Looks really promising. I’m going to look into zenity widgets and jgmenu now.

What would be icing on the cake would be like a notched slider (see ASIO4ALL on windows for example for ASIO drivers) where like each notch would be just setting a different Pipewire command set. Like one for sample rate, and one for buffer size.

Maybe an ouput for summed ERR from pw-top (buffer underruns) for system performance tuning. Often within the audio world we’re constantly balancing the goal of low-latency, while keeping errors to a minimum to avoid input recording errors.

Thanks for your work, Pipewire is really great for the linux ecosystem and a few simple utilities like this would help people benefit more from it.

While it’s cool pulse and jack apps still essentially can control aspects of it, doing it directly from one place needs to happen in straight-forward GUI way because it shouldn’t be all that difficult.

@Ste74 is good at whipping up Yad GUI’s. :grin:

Would there be like a way to package a self-contained preset of jgmenu, or even a launcher that could be like a install script through for AUR for example?

For example, a shell script that’d ad a panel or dialog with the appropriate commands already setup and ready to go?

as far as I know Pipewire commands don’t need sudo privileges or anything like and they’re pretty much system agnostic for the most part as they’re pretty generic commands for setting buffer and sample rates.

I think it’d be really cool to be able to just have a optional package that sets this up all in one click or install. If anything it’d be easier to reproduce across systems, instead of my ghetto copy/paste method.

I checked out zenity, but it seems like something that’d probably best if there was like a preset that could be used for stuff like this, I mean we couldn’t expect every studio to manual configure these things everytime.

Thanks for all the tips, please feel free to post any other ideas. It’d be cool if the manjaro community managed to provide the tools for doing pipewire settings gui before the actual project does. Feels like Cadence or something would eventually make a Pipewire client, that’d be cool.

I started to track down the exact syntax yesterday while away from my linux machines (:sob:)
I still am … but maybe these resources will help:

https://forum.xfce.org/viewtopic.php?id=8619
https://forum.xfce.org/viewtopic.php?id=14731
http://manpages.org/xfce4-panel

At the moment, I’m learning list boxes (same as in pamac) and model lists. Appending widgets into window is pretty easy, however, make them working is other thing :grin:

I think when I have something looking fancy and semi working, I’ll make a separate topic and ping you.
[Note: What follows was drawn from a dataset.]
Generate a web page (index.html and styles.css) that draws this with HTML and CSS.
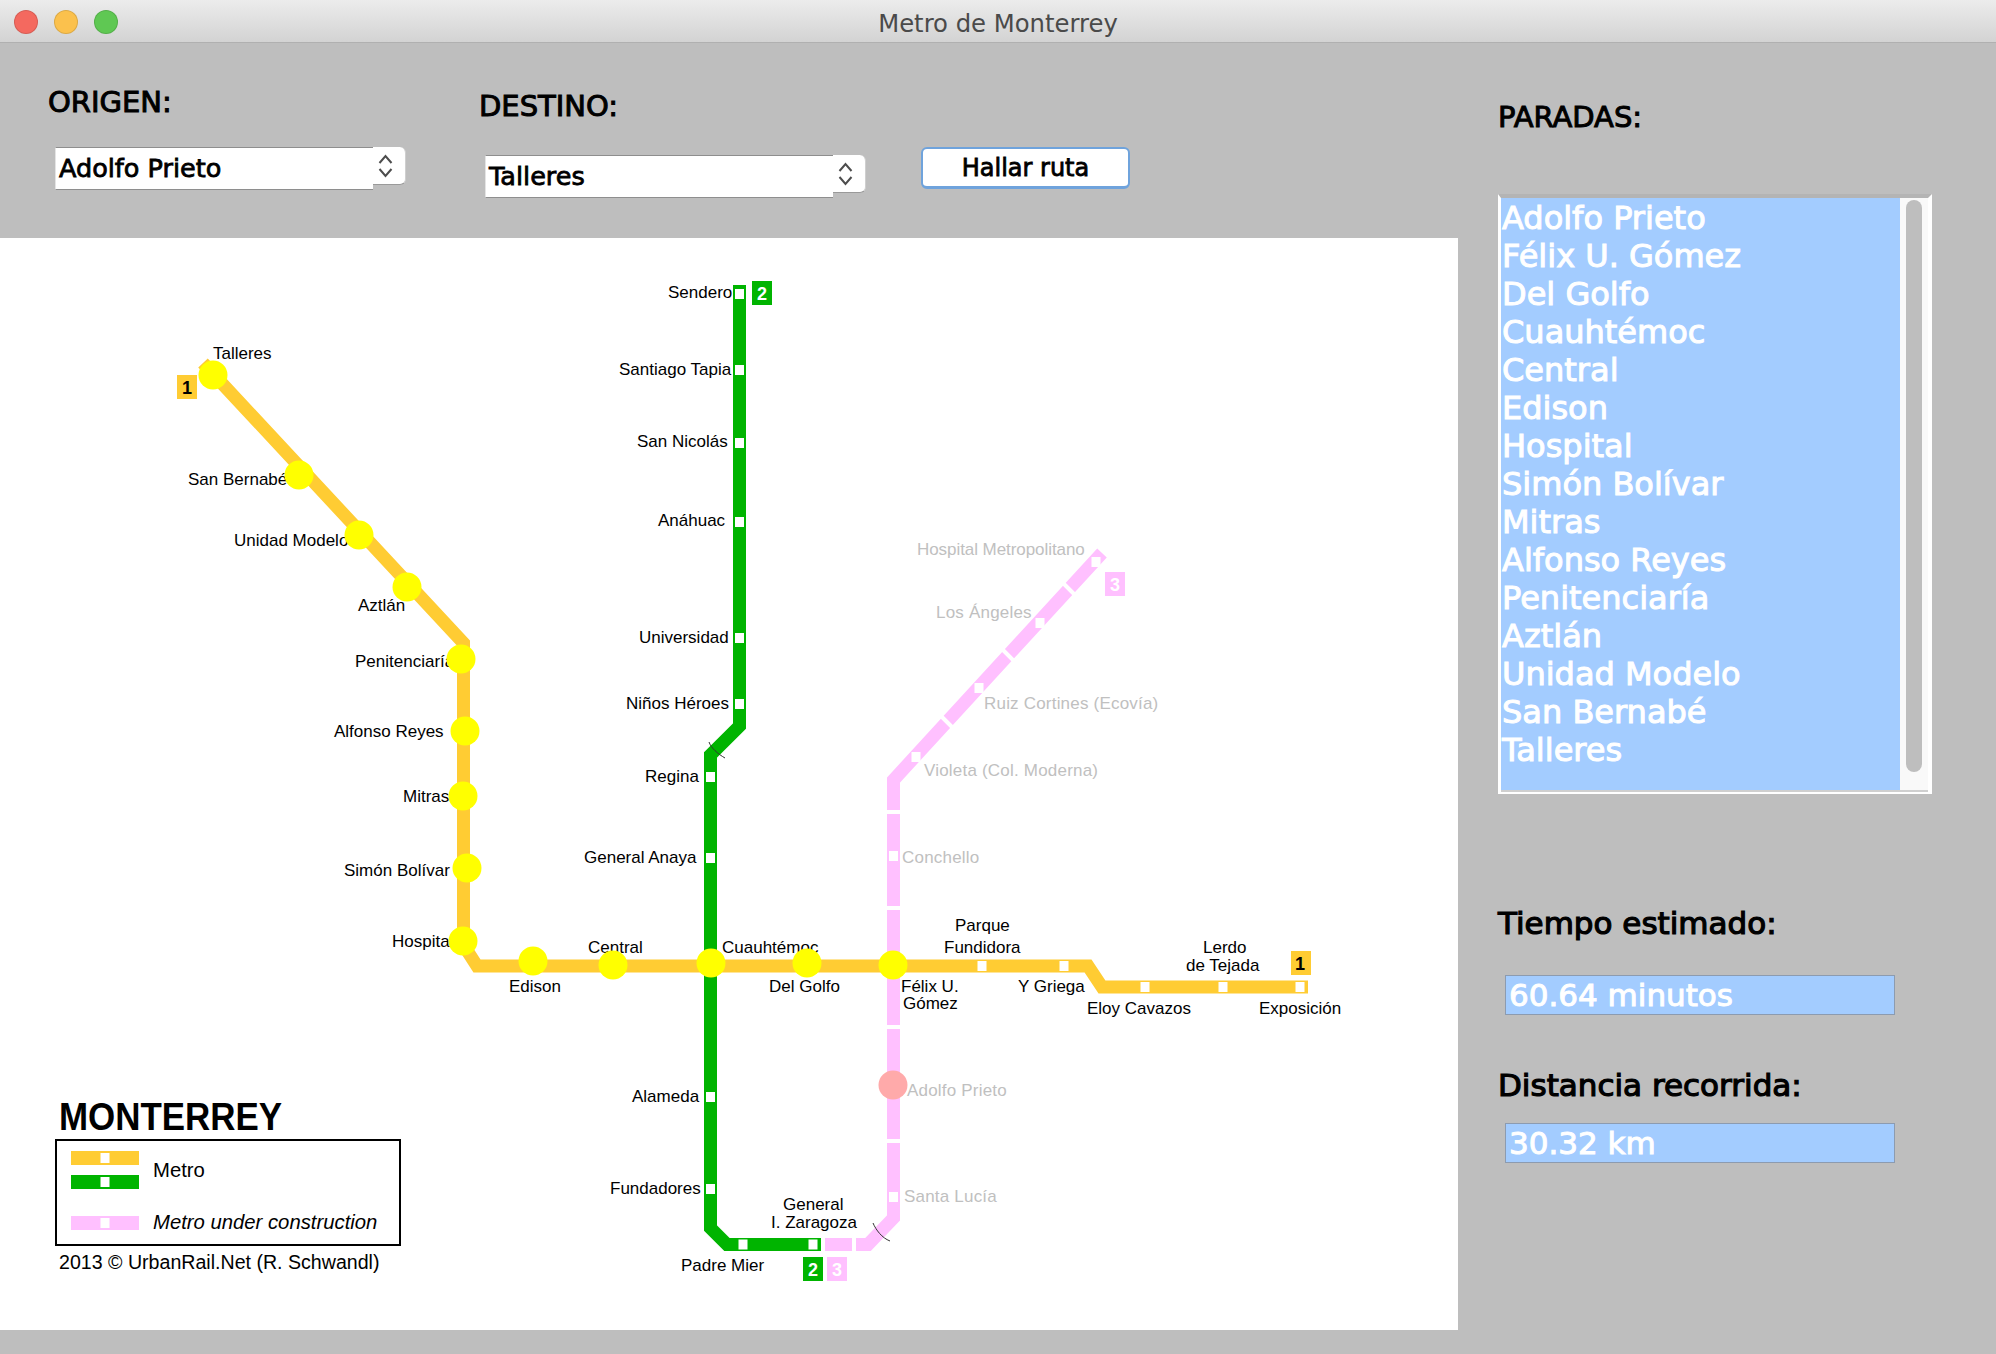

To this point, I can help with jgmenu and zenity. jgmenu will be much easier to make, but to this day I didn’t figure out how to add translation support which is not just replacing lines. If you like, you can use tools from my project repo and tweak them to your needs. For now only few have translation support but all use config files and pretty much works like apps. In rb-night-light.sh you’ll find slider widgets I use for redshift one shot mode.

Btw check out csv_single_window in jgmenu. If you add ^root() and tag, jgmenu will open submenu in the same window.

...
Screenshots,^root(screen_shots)
...
Screenshots,^tag(screen_shots)
^sep(Desktop)
Now,xfce4-screenshooter -fd 1
After 5 seconds,xfce4-screenshooter -fd 5
After 10 seconds,xfce4-screenshooter -fd 10
^sep(Window)
Now,xfce4-screenshooter -wd 1
After 5 seconds,xfce4-screenshooter -wd 5
After 10 seconds,xfce4-screenshooter -wd 10
^sep(Region)
Capture a Region,xfce4-screenshooter -r
^sep()
Back,^back()

Here you can find my side menu/panel configs

Thanks for all the tips, and you guys got some cool ideas here!